Legal and Regulatory Risk
International trade is subject to a range of legal and regulatory requirements, both in Australia and overseas. Non-compliance can lead to delays, penalties, or loss of goods. It's important to seek professional advice if you are unsure about the requirements for your transactions.
How to Decide if Trade Finance Is Right for Your Business
Before using trade finance, consider the following steps:
1. Assess Your Needs
Think about your business's cash flow cycle, the size and frequency of your international transactions, and any specific risks you face. Are you struggling with long payment terms? Do you need protection against non-payment?
2. Compare Available Options
Different trade finance products suit different situations. For example, a letter of credit may be best for a one-off large transaction, while a trade finance facility might suit ongoing import or export activity. Speak with your bank or a finance professional to understand your options.
3. Understand the Costs and Terms
Review all fees, interest rates, and repayment terms. Make sure you understand when and how you will need to repay any borrowed funds, and what happens if there are delays or disputes.

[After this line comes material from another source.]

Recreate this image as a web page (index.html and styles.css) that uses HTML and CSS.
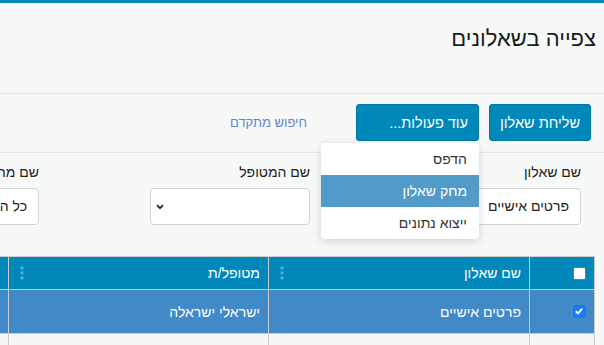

4. Consider Professional Advice
International trade can be complex. If you are new to trade finance or dealing with unfamiliar markets, consider seeking advice from a finance broker, accountant, or trade specialist.
Trade Finance in the Australian Context
Australia is a significant exporter of commodities, agricultural products, and services. Many Australian businesses rely on trade finance to manage the risks and cash flow challenges of trading internationally. Banks and specialist lenders in Australia offer a range of trade finance products tailored to local businesses, and government agencies may provide support or guidance for exporters.
When considering trade finance, it's important to work with reputable providers and ensure you understand your obligations under Australian law and any relevant international regulations.
Frequently Asked Questions
What is trade finance?
Trade finance refers to financial products and services that help businesses buy and sell goods and services internationally, by providing funding and reducing risks.
How can trade finance benefit my business?
Trade finance can help manage cash flow, reduce the risk of non-payment, and enable your business to take on larger or more frequent international transactions.
What are the main risks of using trade finance?
Key risks include counterparty risk (the risk the other party does not fulfil their obligations), currency risk, and the costs of interest and fees. Legal and regulatory compliance is also important.
How do I access trade finance in Australia?
You can access trade finance through banks, specialist lenders, and some government agencies. It's important to compare products and seek advice to find the best fit for your business.
Summary
Trade finance can be a valuable tool for Australian businesses involved in international trade. It helps manage cash flow, reduce risk, and support business growth. However, it's important to understand the different types of trade finance, the associated costs and risks, and to seek professional advice if needed. By carefully considering your needs and options, you can decide whether trade finance is the right solution for your business.